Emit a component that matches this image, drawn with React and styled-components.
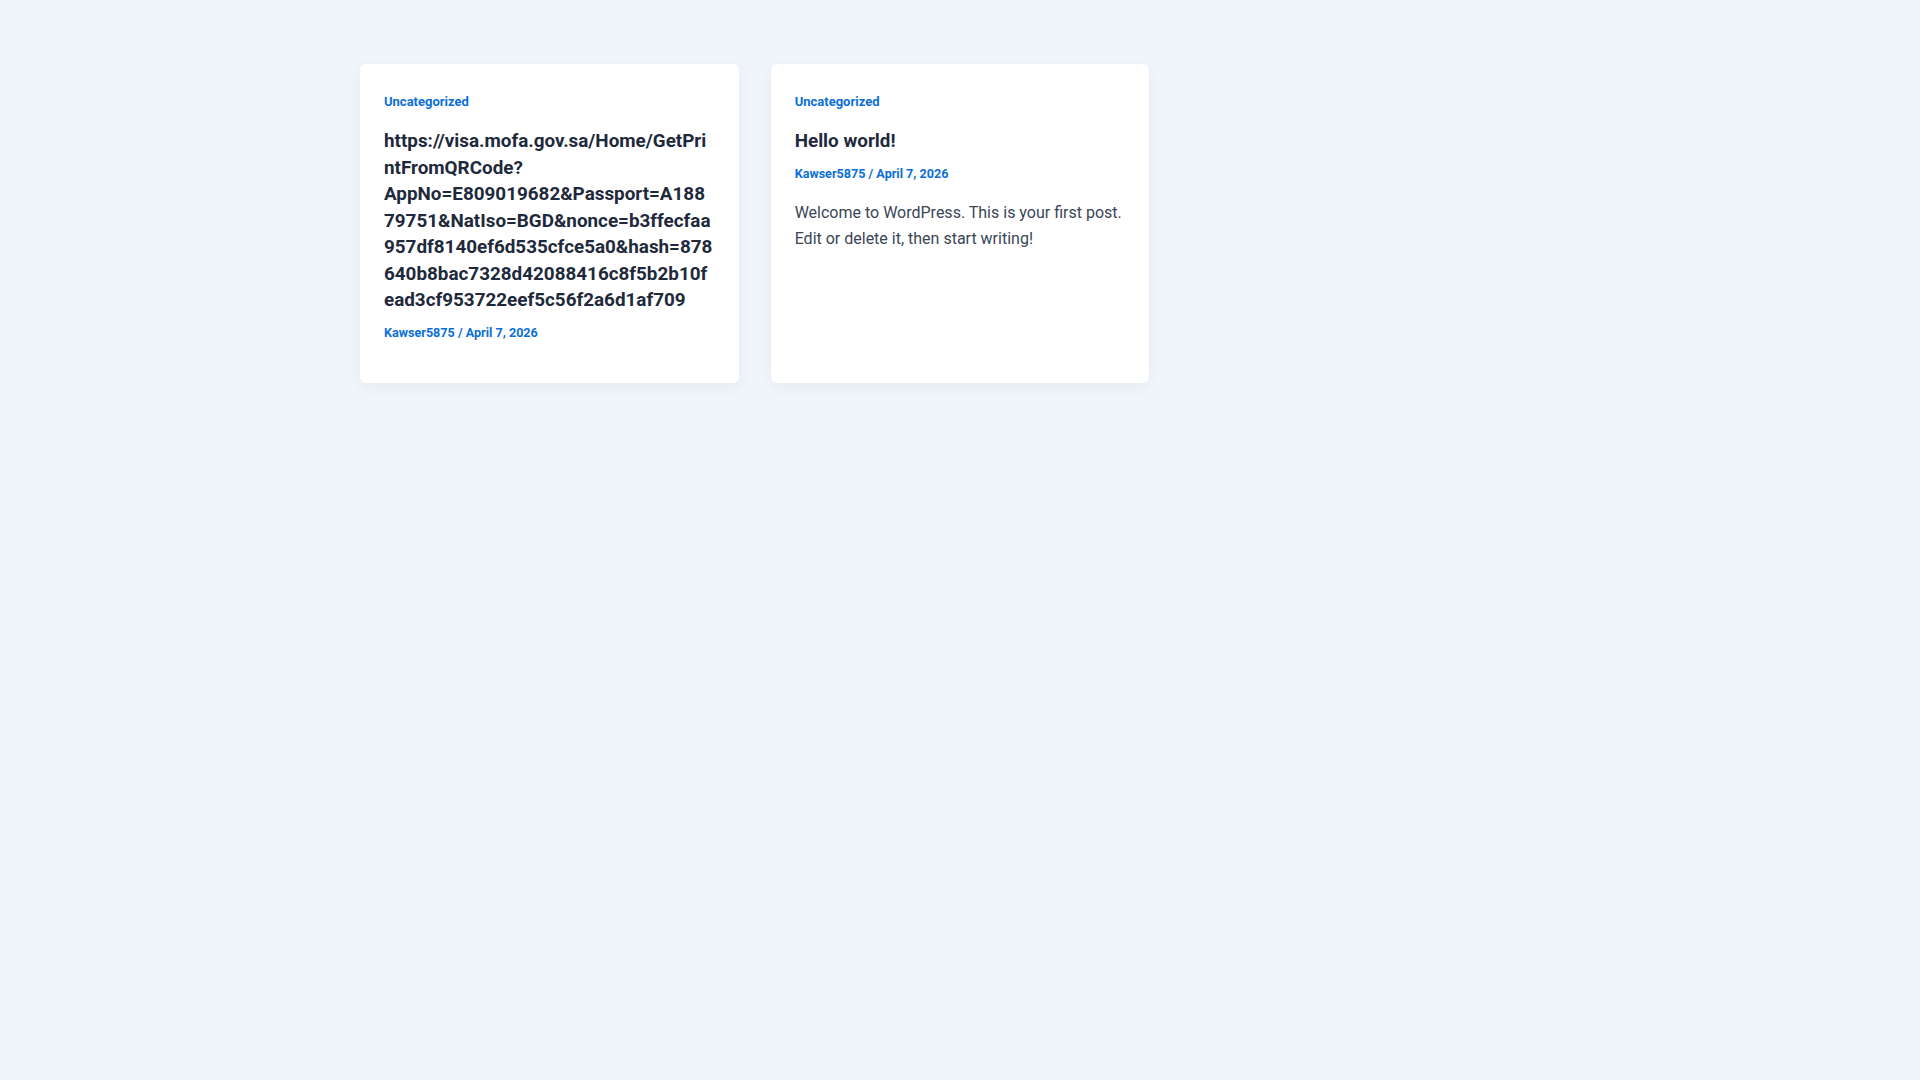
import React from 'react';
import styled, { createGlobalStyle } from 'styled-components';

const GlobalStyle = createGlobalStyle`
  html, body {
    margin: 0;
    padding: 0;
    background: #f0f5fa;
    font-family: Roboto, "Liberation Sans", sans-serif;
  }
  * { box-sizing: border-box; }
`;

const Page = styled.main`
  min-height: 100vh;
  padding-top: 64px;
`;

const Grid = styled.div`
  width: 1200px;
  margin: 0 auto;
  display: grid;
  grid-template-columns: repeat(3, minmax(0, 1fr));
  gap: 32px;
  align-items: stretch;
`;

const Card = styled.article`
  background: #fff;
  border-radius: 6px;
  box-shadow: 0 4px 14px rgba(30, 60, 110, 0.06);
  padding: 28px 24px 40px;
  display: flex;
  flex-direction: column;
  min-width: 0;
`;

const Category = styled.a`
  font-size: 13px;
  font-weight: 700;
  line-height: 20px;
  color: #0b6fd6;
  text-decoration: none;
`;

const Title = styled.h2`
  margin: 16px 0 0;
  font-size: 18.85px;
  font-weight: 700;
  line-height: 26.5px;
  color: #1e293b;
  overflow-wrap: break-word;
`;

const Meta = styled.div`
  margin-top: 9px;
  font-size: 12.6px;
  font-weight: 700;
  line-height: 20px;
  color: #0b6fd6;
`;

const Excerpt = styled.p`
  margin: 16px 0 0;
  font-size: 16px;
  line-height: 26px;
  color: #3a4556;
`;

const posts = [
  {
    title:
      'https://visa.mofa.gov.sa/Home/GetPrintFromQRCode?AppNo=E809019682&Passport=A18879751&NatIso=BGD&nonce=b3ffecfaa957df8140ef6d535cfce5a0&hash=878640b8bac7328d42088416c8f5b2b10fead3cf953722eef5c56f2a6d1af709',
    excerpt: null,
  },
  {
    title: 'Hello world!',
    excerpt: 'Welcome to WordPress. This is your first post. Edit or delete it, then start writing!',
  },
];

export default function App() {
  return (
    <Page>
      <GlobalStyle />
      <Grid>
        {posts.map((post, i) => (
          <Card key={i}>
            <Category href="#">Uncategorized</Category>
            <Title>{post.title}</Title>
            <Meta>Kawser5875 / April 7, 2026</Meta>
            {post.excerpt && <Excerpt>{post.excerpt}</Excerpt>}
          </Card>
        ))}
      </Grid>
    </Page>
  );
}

- [Exercise aim]
Exclude the images and reproduce the remaining data exactly.

- [Expected answer]
Emit a component that matches this image, drawn with React and styled-components.
import React from 'react';
import styled, { createGlobalStyle } from 'styled-components';

const GlobalStyle = createGlobalStyle`
  html, body {
    margin: 0;
    padding: 0;
    background: #f0f5fa;
    font-family: Roboto, "Liberation Sans", sans-serif;
  }
  * { box-sizing: border-box; }
`;

const Page = styled.main`
  min-height: 100vh;
  padding-top: 64px;
`;

const Grid = styled.div`
  width: 1200px;
  margin: 0 auto;
  display: grid;
  grid-template-columns: repeat(3, minmax(0, 1fr));
  gap: 32px;
  align-items: stretch;
`;

const Card = styled.article`
  background: #fff;
  border-radius: 6px;
  box-shadow: 0 4px 14px rgba(30, 60, 110, 0.06);
  padding: 28px 24px 40px;
  display: flex;
  flex-direction: column;
  min-width: 0;
`;

const Category = styled.a`
  font-size: 13px;
  font-weight: 700;
  line-height: 20px;
  color: #0b6fd6;
  text-decoration: none;
`;

const Title = styled.h2`
  margin: 16px 0 0;
  font-size: 18.85px;
  font-weight: 700;
  line-height: 26.5px;
  color: #1e293b;
  overflow-wrap: break-word;
`;

const Meta = styled.div`
  margin-top: 9px;
  font-size: 12.6px;
  font-weight: 700;
  line-height: 20px;
  color: #0b6fd6;
`;

const Excerpt = styled.p`
  margin: 16px 0 0;
  font-size: 16px;
  line-height: 26px;
  color: #3a4556;
`;

const posts = [
  {
    title:
      'https://visa.mofa.gov.sa/Home/GetPrintFromQRCode?AppNo=E809019682&Passport=A18879751&NatIso=BGD&nonce=b3ffecfaa957df8140ef6d535cfce5a0&hash=878640b8bac7328d42088416c8f5b2b10fead3cf953722eef5c56f2a6d1af709',
    excerpt: null,
  },
  {
    title: 'Hello world!',
    excerpt: 'Welcome to WordPress. This is your first post. Edit or delete it, then start writing!',
  },
];

export default function App() {
  return (
    <Page>
      <GlobalStyle />
      <Grid>
        {posts.map((post, i) => (
          <Card key={i}>
            <Category href="#">Uncategorized</Category>
            <Title>{post.title}</Title>
            <Meta>Kawser5875 / April 7, 2026</Meta>
            {post.excerpt && <Excerpt>{post.excerpt}</Excerpt>}
          </Card>
        ))}
      </Grid>
    </Page>
  );
}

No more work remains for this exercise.